(Aim)
Only the number is wanted: how many lines in the data contain "full"?

§

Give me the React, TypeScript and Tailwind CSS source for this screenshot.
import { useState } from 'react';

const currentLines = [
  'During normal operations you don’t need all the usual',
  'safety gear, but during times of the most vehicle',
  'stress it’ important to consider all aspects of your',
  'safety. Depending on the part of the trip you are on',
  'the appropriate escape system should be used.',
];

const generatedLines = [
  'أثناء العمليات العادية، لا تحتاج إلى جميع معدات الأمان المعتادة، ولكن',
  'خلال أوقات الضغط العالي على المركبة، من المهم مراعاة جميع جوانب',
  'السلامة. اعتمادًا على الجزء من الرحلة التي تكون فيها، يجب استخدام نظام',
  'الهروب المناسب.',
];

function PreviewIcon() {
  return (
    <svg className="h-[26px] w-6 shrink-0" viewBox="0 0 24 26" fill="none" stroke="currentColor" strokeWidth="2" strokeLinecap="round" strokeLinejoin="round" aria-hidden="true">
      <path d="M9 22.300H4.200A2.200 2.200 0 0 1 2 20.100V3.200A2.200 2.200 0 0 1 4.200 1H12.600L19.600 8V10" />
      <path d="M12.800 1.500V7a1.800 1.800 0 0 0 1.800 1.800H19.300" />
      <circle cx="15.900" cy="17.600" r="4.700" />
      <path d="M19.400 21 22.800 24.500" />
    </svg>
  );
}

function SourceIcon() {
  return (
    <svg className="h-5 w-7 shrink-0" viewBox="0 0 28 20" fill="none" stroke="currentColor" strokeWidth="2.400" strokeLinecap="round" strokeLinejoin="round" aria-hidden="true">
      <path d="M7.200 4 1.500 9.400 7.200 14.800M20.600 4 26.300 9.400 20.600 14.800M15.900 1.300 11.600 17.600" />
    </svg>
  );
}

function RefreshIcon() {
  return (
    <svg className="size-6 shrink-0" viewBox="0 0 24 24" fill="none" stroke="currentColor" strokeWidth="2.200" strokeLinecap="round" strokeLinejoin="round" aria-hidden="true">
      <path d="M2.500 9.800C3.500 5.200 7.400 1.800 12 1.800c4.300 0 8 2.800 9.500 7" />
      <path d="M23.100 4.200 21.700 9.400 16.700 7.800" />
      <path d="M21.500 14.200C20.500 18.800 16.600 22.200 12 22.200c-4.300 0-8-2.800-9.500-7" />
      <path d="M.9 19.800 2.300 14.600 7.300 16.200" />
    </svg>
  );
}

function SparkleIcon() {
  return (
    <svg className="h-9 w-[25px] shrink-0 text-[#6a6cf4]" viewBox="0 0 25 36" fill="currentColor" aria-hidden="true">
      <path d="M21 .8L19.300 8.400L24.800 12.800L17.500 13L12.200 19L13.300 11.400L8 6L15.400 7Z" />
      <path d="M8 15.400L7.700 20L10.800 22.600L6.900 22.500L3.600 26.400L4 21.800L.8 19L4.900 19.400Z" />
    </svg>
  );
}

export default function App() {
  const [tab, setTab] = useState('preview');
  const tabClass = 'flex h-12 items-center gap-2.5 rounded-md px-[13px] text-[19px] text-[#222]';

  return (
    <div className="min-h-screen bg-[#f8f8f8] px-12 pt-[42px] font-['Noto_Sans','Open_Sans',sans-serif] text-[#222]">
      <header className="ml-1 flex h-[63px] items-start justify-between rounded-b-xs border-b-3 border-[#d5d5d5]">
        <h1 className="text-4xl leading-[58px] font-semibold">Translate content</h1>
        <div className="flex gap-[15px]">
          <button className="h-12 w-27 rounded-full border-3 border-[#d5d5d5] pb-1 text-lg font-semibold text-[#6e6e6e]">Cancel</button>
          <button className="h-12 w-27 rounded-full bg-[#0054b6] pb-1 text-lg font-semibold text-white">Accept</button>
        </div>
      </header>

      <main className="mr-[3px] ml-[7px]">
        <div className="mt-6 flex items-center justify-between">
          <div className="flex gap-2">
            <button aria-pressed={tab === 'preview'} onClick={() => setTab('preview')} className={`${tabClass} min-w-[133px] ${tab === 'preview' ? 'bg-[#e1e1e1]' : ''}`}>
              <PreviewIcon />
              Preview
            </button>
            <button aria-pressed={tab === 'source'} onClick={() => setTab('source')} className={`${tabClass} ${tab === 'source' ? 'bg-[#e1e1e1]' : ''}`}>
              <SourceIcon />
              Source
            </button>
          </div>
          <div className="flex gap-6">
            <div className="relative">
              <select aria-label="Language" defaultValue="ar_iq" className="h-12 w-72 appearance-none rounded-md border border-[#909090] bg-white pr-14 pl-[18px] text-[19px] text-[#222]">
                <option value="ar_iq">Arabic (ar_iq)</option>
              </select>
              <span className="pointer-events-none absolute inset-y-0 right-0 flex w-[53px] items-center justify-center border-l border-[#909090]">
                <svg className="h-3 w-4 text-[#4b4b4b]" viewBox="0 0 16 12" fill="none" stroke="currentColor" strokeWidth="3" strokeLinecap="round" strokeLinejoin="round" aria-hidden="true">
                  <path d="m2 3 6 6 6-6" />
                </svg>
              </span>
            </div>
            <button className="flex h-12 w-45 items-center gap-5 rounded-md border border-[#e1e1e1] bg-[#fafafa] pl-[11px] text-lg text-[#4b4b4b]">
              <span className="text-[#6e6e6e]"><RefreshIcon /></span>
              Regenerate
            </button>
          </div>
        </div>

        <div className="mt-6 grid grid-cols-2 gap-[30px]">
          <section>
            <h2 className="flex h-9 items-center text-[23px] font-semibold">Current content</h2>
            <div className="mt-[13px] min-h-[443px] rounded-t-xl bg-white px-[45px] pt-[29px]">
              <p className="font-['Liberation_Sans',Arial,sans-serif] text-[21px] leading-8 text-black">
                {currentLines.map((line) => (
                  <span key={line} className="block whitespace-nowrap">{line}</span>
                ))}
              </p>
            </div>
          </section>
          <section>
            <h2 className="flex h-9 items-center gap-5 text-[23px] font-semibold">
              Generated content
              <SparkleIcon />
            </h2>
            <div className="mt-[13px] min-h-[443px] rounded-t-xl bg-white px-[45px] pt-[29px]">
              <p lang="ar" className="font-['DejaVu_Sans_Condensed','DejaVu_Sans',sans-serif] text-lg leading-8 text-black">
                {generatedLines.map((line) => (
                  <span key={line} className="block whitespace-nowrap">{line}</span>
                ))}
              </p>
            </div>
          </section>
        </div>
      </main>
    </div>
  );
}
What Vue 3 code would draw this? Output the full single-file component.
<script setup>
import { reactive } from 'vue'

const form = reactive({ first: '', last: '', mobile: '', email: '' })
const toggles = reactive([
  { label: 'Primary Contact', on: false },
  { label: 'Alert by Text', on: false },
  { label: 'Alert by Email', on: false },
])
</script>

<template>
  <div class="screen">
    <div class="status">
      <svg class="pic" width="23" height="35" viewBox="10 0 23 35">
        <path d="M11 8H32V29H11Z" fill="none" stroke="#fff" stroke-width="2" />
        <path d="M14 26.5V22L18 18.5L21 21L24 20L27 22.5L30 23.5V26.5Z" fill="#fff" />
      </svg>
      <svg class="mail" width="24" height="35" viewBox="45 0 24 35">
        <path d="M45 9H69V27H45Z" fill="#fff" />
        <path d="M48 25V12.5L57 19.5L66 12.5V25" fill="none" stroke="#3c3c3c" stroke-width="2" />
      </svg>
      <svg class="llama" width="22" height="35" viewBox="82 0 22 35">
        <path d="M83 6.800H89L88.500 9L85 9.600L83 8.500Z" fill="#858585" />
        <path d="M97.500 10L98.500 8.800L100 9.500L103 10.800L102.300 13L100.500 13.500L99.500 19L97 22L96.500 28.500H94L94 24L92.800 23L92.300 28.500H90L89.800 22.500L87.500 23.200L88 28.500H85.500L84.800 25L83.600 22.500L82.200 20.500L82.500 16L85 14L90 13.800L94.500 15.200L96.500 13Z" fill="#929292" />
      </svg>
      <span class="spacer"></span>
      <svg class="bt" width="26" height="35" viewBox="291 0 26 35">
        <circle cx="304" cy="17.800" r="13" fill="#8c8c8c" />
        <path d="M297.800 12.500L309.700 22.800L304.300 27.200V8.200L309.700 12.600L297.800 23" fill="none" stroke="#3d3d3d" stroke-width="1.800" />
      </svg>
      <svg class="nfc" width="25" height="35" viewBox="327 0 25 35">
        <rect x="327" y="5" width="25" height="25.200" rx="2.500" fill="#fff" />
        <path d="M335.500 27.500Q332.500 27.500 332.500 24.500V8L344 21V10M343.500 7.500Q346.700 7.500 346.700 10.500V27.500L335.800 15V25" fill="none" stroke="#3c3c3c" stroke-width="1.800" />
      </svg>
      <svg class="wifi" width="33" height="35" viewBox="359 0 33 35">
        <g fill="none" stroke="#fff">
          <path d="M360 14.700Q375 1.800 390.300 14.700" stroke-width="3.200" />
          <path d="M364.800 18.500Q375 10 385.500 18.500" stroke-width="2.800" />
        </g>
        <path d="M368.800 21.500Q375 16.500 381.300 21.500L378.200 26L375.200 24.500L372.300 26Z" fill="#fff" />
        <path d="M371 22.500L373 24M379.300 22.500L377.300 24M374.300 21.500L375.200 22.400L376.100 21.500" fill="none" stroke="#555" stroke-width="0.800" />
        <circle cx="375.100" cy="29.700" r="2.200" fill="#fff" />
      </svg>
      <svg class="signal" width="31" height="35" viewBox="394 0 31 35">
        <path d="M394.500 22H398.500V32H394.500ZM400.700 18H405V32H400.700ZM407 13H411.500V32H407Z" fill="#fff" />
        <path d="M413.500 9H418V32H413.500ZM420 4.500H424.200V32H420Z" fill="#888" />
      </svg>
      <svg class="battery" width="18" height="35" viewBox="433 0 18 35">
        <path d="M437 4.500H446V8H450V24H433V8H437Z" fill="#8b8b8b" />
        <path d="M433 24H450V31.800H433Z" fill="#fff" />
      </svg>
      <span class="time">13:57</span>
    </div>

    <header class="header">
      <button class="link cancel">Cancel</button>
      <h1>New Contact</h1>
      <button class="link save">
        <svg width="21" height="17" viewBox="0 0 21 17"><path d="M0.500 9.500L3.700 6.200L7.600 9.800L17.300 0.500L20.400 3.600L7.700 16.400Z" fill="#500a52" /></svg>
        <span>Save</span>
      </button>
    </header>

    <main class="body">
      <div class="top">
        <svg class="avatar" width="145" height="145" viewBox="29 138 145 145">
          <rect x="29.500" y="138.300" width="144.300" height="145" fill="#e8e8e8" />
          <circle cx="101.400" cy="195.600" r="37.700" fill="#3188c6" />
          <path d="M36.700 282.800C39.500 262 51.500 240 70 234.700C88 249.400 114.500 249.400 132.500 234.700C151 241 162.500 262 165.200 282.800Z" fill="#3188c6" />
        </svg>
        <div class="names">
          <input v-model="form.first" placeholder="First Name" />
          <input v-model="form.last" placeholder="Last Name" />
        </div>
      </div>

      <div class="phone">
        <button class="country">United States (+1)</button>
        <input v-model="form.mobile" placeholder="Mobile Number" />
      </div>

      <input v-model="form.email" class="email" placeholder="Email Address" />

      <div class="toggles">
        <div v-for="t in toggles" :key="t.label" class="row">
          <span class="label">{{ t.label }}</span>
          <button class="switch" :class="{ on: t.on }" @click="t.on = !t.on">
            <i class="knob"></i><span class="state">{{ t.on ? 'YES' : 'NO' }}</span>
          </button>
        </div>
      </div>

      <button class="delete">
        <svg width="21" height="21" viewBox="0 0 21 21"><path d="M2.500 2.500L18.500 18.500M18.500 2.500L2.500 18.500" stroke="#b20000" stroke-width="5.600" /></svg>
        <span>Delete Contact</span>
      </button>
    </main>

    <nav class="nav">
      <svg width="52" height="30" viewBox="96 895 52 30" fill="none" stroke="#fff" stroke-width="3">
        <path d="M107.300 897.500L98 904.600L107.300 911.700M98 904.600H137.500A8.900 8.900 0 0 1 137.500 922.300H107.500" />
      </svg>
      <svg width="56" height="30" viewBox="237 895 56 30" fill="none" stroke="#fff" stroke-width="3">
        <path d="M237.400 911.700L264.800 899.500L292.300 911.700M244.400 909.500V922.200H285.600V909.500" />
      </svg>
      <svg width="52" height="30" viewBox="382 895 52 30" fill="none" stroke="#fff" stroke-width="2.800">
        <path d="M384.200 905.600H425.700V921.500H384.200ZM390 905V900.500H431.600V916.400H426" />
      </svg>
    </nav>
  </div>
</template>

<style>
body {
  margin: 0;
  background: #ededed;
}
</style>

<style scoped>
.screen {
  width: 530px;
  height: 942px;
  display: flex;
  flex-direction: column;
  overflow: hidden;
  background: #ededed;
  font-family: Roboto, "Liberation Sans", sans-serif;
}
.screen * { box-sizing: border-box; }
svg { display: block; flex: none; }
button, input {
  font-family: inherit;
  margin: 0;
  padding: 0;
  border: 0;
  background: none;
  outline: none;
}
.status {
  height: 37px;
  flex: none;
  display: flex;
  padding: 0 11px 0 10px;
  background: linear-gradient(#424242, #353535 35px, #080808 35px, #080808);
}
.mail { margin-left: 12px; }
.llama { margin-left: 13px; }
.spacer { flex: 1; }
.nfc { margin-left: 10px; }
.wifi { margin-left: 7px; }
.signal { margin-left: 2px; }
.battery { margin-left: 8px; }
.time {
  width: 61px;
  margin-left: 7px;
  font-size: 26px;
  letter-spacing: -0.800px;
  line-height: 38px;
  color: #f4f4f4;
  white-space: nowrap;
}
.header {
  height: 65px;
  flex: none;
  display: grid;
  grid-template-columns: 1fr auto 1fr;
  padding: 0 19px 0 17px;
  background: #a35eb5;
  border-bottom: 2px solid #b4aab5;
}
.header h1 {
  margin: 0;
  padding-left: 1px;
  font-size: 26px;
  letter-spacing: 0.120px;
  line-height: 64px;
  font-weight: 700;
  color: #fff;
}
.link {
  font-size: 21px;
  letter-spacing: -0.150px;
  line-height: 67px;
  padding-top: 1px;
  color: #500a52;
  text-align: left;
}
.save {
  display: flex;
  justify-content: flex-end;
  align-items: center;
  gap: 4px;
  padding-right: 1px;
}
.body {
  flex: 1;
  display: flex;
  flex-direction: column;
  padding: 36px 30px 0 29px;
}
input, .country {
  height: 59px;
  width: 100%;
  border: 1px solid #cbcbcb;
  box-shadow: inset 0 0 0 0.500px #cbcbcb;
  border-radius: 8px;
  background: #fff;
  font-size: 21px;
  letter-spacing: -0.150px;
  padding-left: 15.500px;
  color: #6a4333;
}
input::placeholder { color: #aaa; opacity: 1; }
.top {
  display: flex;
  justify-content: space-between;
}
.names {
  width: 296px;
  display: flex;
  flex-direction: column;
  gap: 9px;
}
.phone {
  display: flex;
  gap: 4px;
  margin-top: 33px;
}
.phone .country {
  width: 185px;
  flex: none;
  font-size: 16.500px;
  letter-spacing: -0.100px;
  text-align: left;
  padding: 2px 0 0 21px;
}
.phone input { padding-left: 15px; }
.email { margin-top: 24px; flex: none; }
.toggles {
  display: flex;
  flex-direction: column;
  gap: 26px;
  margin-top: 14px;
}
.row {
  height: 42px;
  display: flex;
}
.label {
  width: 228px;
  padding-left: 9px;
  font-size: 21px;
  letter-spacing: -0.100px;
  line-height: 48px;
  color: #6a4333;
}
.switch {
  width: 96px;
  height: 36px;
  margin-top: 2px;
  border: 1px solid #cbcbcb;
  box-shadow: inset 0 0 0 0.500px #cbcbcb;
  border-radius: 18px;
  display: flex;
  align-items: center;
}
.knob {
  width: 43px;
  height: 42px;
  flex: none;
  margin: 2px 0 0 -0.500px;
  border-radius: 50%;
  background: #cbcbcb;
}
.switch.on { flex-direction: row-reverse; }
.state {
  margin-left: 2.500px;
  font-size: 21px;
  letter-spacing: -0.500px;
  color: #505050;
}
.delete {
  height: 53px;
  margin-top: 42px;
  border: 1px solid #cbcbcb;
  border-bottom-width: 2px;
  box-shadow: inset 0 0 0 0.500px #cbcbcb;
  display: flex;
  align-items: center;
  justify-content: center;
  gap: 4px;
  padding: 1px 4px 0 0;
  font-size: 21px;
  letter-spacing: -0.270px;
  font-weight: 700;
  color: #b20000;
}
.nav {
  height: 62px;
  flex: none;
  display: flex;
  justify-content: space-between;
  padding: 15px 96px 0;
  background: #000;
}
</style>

§

(Exercise result)
3